‘By the Sea’ Sinks With Critics: Read Early Reviews of ‘Ponderous’ Angelina Jolie-Brad Pitt Drama

“Not much happens. In fact, hardly any words are exchanged by the bickering pair over the course the film’s (at times grueling) 132 minutes,” the Guardian’s critic writes

Brad Pitt Angelina Jolie By The Sea

Angelina Jolie‘s “By The Sea” premiered at AFI Fest on Thursday night, and the critics who attended the screening weren’t very kind.

Out of seven reviews counted so far on Rotten Tomatoes, only two deemed the filmmaker’s relationship drama co-starring her real-life husband Brad Pitt as “fresh.”

TheWrap’s Alonso Duralde was among the lucky few — or perhaps, unlucky, depending on who you ask — to have the opportunity to sit through the film Jolie wrote and directed.

“If ‘By the Sea’ weren’t so aggressively humorless, it might almost qualify as camp, so unsuccessful is its pursuit of weighty drama. Unintentional laughs are hard to come by here; instead, there are yawns aplenty,” he wrote in his review.

Another critic described the story chronicling a distant couple’s vacation in France as “a vanity project that’s difficult to love.” Other complaints include a bland script, “slow character moments,” a “grueling” running time.

The rotten reaction to the first screening could be troubling for Universal Pictures, which is launching the $10 million film in the U.S. with a limited release on Nov. 13 in hopes of sparking positive word of mouth from audiences and critics, alike.

Perhaps more people will fall for Jolie’s depiction of a couple falling out of love when it hits theaters, but until then, here are the rocky reviews that are available.

Nigel M. Smith, The Guardian:

“Only a star of Angelina Jolie Pitt’s immense clout could get a film like ‘By the Sea’ made. Her third film as director is essentially a chamber piece starring her and her husband Brad Pitt as a very unhappily married couple. Not much happens. In fact, hardly any words are exchanged by the bickering pair over the course the film’s (at times grueling) 132 minutes.”
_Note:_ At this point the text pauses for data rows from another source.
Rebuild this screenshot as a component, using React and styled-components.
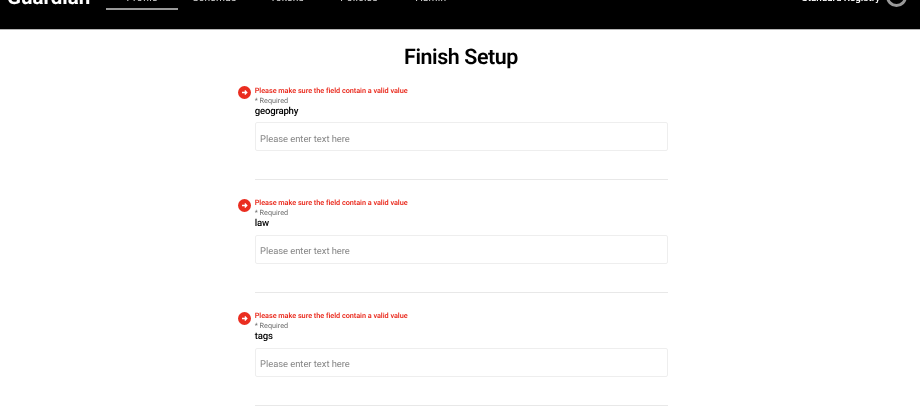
import React from "react";
import styled, { createGlobalStyle } from "styled-components";

const GlobalStyle = createGlobalStyle`
  * { box-sizing: border-box; }
  html, body { margin: 0; overflow: hidden; background: #fff; }
  body {
    font-family: Roboto, "Liberation Sans", sans-serif;
    color: #000;
    text-rendering: geometricPrecision;
  }
`;

const Page = styled.div`
  height: 413px;
  overflow: hidden;
  display: flex;
  flex-direction: column;
  will-change: opacity;
`;

const Header = styled.header`
  flex: none;
  height: 58px;
  margin-top: -28px;
  padding: 0 13px 0 7px;
  display: flex;
  align-items: flex-start;
  background: #000;
  border-bottom: 1px solid #b5b5b5;
  color: #fff;
`;

const Brand = styled.div`
  width: 99px;
  padding-top: 14px;
  font-size: 20.5px;
  line-height: 24px;
  font-weight: 700;
  white-space: nowrap;
`;

const Nav = styled.nav`
  display: flex;
`;

const Tab = styled.a`
  width: ${(p) => p.$width}px;
  height: 38px;
  padding-top: 21px;
  border-bottom: 2px solid ${(p) => (p.$active ? "#999" : "transparent")};
  font-size: 10.2px;
  line-height: 12px;
  letter-spacing: 0.25px;
  text-align: center;
  color: #ddd;
`;

const User = styled.div`
  margin-left: auto;
  display: flex;
  gap: 6px;
`;

const UserName = styled.span`
  padding-top: 21px;
  font-size: 9.8px;
  line-height: 12px;
  font-weight: 500;
  white-space: nowrap;
`;

const Avatar = styled.span`
  width: 21px;
  height: 21px;
  margin-top: 14px;
  border: 3px solid #999;
  border-radius: 50%;
`;

const Title = styled.h1`
  margin: 14px 0 0 2px;
  font-size: 21.4px;
  line-height: 27px;
  font-weight: 600;
  letter-spacing: -0.42px;
  text-align: center;
`;

const Form = styled.form`
  width: 430.5px;
  margin: 14.5px 0 0 237.5px;
`;

const Field = styled.section`
  display: grid;
  grid-template-columns: 13px 1fr;
  column-gap: 4px;
  height: 112.9px;
`;

const ErrorIcon = styled.svg`
  display: block;
  width: 13px;
  height: 13px;
  margin-top: 0.5px;
`;

const FieldBody = styled.div`
  height: 94.8px;
  padding-left: 0.2px;
  border-bottom: 1px solid #e8e8e8;
`;

const ErrorText = styled.div`
  font-size: 7.3px;
  line-height: 10px;
  font-weight: 600;
  letter-spacing: -0.04px;
  color: #ea2d20;
`;

const Required = styled.div`
  font-size: 7.25px;
  line-height: 10px;
  color: #6e6e6e;
`;

const Label = styled.label`
  display: block;
  font-size: 9.6px;
  line-height: 12px;
  font-weight: 500;
  letter-spacing: -0.19px;
`;

const Input = styled.input`
  display: block;
  width: 413px;
  height: 29px;
  margin-top: 4.6px;
  padding: 5px 4.4px 0;
  border: 1px solid #eeeeee;
  border-radius: 2px;
  outline: 0;
  font: 9.4px Roboto, sans-serif;
  letter-spacing: -0.03px;
  text-rendering: inherit;
  &::placeholder { color: #858585; opacity: 1; }
`;

const tabs = [
  { name: "Profile", width: 72, active: true },
  { name: "Schemas", width: 73 },
  { name: "Tokens", width: 72 },
  { name: "Policies", width: 72 },
  { name: "Admin", width: 72 },
];

const fields = ["geography", "law", "tags"];

export default function App() {
  return (
    <>
      <GlobalStyle />
      <Page>
        <Header>
          <Brand>Guardian</Brand>
          <Nav>
            {tabs.map((t) => (
              <Tab key={t.name} $width={t.width} $active={t.active}>{t.name}</Tab>
            ))}
          </Nav>
          <User>
            <UserName>Standard Registry</UserName>
            <Avatar />
          </User>
        </Header>
        <Title>Finish Setup</Title>
        <Form>
          {fields.map((name) => (
            <Field key={name}>
              <ErrorIcon viewBox="0 0 13 13">
                <circle cx="6.5" cy="6.5" r="6.5" fill="#ea2d20" />
                <path d="M4 6.5h4.7M6.8 4.5l2 2-2 2" fill="none" stroke="#fff" strokeWidth="1.3" />
              </ErrorIcon>
              <FieldBody>
                <ErrorText>Please make sure the field contain a valid value</ErrorText>
                <Required>* Required</Required>
                <Label htmlFor={name}>{name}</Label>
                <Input id={name} placeholder="Please enter text here" />
              </FieldBody>
            </Field>
          ))}
        </Form>
      </Page>
    </>
  );
}
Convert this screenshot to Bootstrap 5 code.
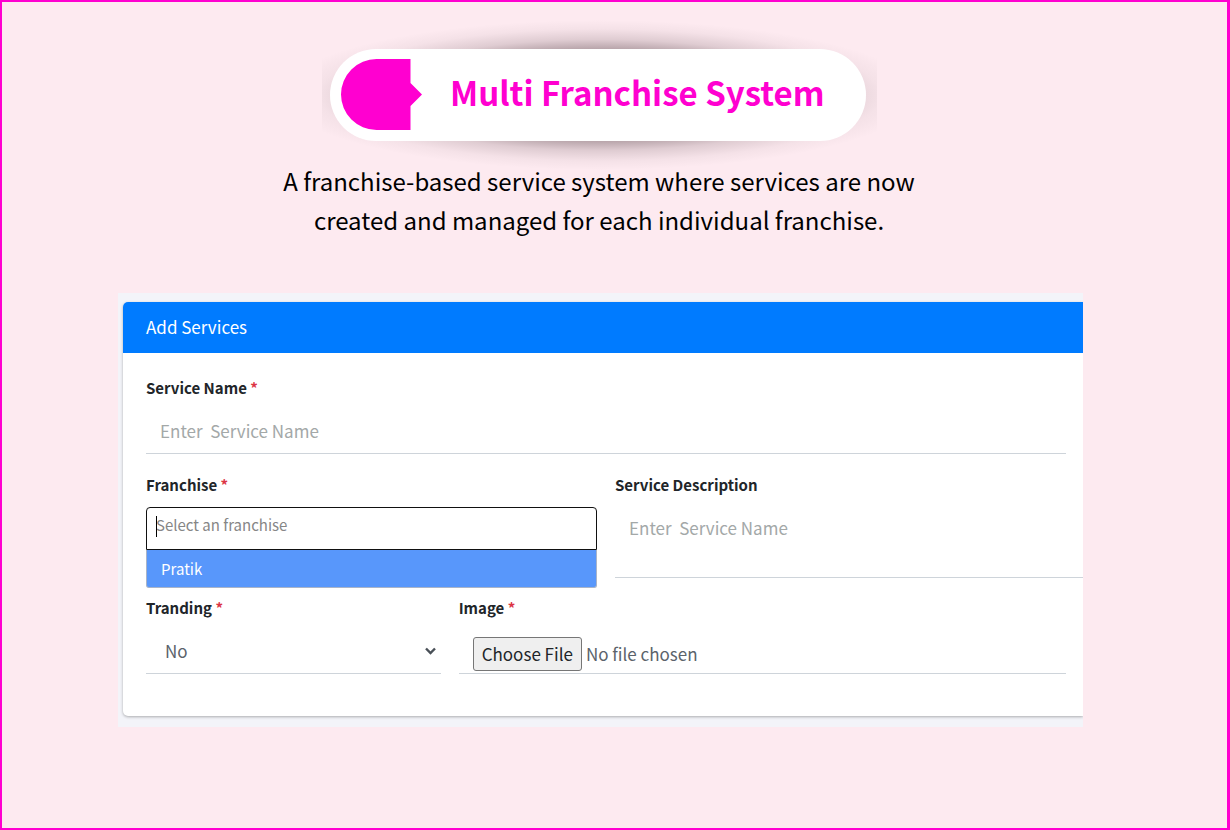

Tim Grierson, Screen Daily International:

“‘By The Sea’ incorporates a measured, insular tone to examine the quiet disintegration of a long-term married couple, and while there are some fleeting pleasures in watching an A-list star use her clout to produce what is, essentially, an intimate art-house film for a major studio, it’s a pity that she can’t wring deeper insights or greater drama from the material.”

Katie Walsh, Indiewire:

“Not all of the pieces quite fit together. The script is often painfully obvious, having characters speak subtext out loud, with lines such as, ‘good woman? Have I become that dull?’ and ‘now my outsides match my insides,’ that are far too on-the-nose. This culminates in a climax that speaks aloud their dark secret, one that was far more interesting when it was just ambiguous. There are also moments when it’s hard to entirely buy Roland. He’s the drunken scamp with a loyal heart of gold, and that’s just too good to be true. There are a few funny lines, and moments of clarity, but the script is definitely the weak link here. For a film that looks and feels as avant-garde as it does, the script doesn’t put enough faith in the audience to accept ambiguity or pick up underlying meanings.”

Scott Mendelson, Forbes:

“‘By the Sea’ feels like a film school project writ-large. The assignment: Make a film that feels and plays like a distinctly European character drama that defined the so-called New Wave films back in the 1960’s and 1970’s.  Angelina Jolie Pitt’s third directorial effort, following ‘In the Land of Blood and Honey’ and ‘Unbroken,’ is something of a pitch-perfect recreation of something like ‘L’Aventura.’ If you are among those who actually went to film school, this is the kind of film you’d have to watch and write about at length for as part of your final exam. In that sense, it’s relatively successful. Also written by its director, it is kind of film that people who claim to hate foreign films think of to explain why they hate foreign films. It’s slow, ponderous, talky, and mostly about tiny details and minute character moments. It’s such a loving recreation of the form that it occasionally flirts with self-parody. For those who know what they are getting into and actually crave this kind of cinematic experience, I heartily recommend it. But for anyone else, it will probably come off like a feature-length perfume commercial punctuated by outbursts of emotion and light kink.”